Keyser agrees that auditors would welcome new guidance from the PCAOB on auditing estimates, especially regarding how to respond to uncertainty in estimates. The American Institute of Certified Public Accountants, through its Auditing Standards Board, recently issued guidance for non-public entities on auditing financial instruments, including dealing with estimation issues. Something similar for the public company crowd would be helpful, says Keyser. “With any accounting estimate, there's a level of uncertainty, but there are varying levels of uncertainty,” he says. Auditors could use some guidance on how to address that uncertainty to the satisfaction of regulators.

The root of the conflict, says John Hepp, a partner with Grant Thornton, is that estimates are not reliable, but the PCAOB is demanding a level of precision normally associated with reliability. The proliferation of fair-value accounting has led to an acceptance at the policy-setting level that financial statements will not necessarily be reliable because they are not as rooted in verifiable, historical fact. “The profession has not resolved that change from a reliability model to a fair-value model,” he says. “We're still trying to audit new numbers the old way.”

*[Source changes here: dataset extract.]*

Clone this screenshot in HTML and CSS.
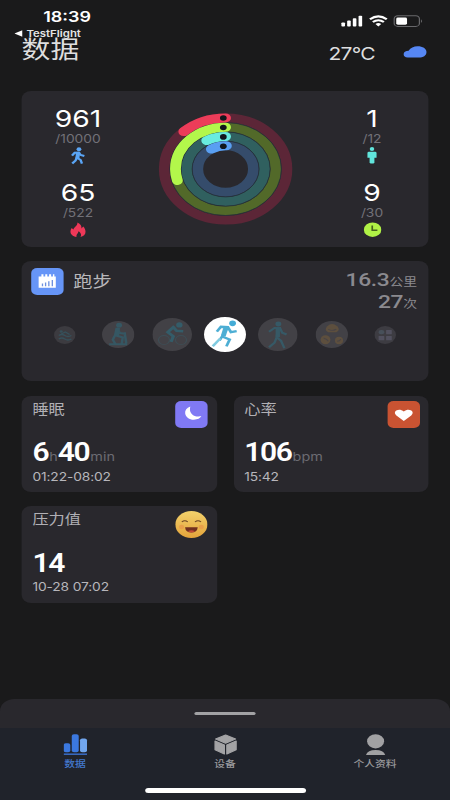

Hepp says he believes FASB didn't intend for fair-value measurements based on unobservable data and judgments to be precise. “I don't think the intent was to get the number as accurate as possible by doing different procedures,” he says. “The intent was you'd disclose what you'd done, and if the judgment was reasonable and you explain how you did it, that would be acceptable. The PCAOB has gone beyond that. It's added a lot of complexity into auditing.”

The intense focus also leaves auditors walking a tightrope, Carmichael says. “Not all auditors are created equal when it comes to exercising professional skepticism and objectivity,” he says. “And the tougher you are on a client, the greater the risk you're going to lose that client.”